"Nous ne sommes jamais très loin de ceux que nous détestons"

Mon attrait pour la littérature espagnole s'est fortement accentué l'an dernier, après avoir lu Comme les amours et le virtuose Confiteor. Elle se révèle d'une rare qualité dans l'écriture à chaque découverte, d'une intelligence très fine dans son propos. C'est encore le cas pour le premier roman d'Albert Sanchez Piñol, auteur catalan anthropologue de formation.

Une ile isolée, dans l'Atlantique sud. Loin de tout : la première terre est à plusieurs centaines de miles, et même les routes commerciales passent au loin. Le narrateur, en acceptant ce poste de climatologue pour une année, et fuyant son passé irlandais, espère y trouver l'oubli loin de la fureur des hommes. Mais sur l'ile, un autre homme se cloitre dans un phare aux défenses dignes de Fort Alamo ; car toutes les nuits, des créatures cauchemardesques sortent de l'océan pour se porter à l'assaut de l'avant-poste...

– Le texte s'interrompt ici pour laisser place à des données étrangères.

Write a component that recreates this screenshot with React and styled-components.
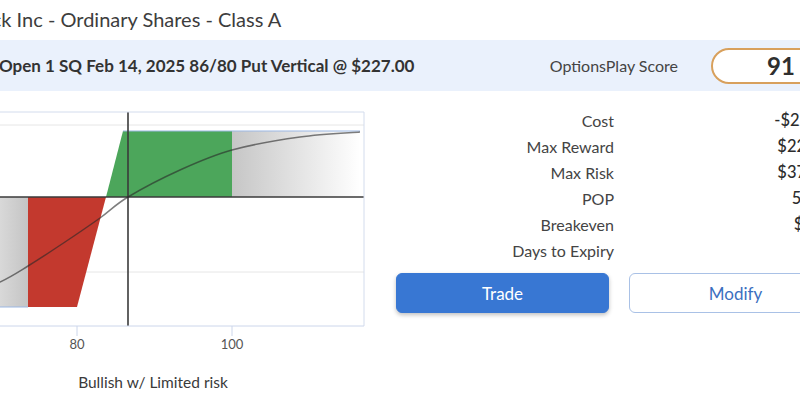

Ce conte philosophique est bluffant de maitrise pour un premier roman. L'atmosphère est littéralement irrespirable dans ce huit-clos, et chaque passage au cœur de ténèbres que ne renieraient ni Conrad ni Lovecraft apportent son lot d'angoisses au lecteur. Mais au-delà de l'histoire, somme toute sans trop de surprise (quoi que la fin est plutôt très bien pensée), c'est l'affrontement entre les deux hommes, prisonniers de l'ile tout autant que de leurs peurs, qui intéresse davantage Sanchez Piñol, tant leurs cultures, leurs comportements face à l'inconnu, à "l'autre" - qu'il faut comprendre ou dominer ?... - , sont antagonistes.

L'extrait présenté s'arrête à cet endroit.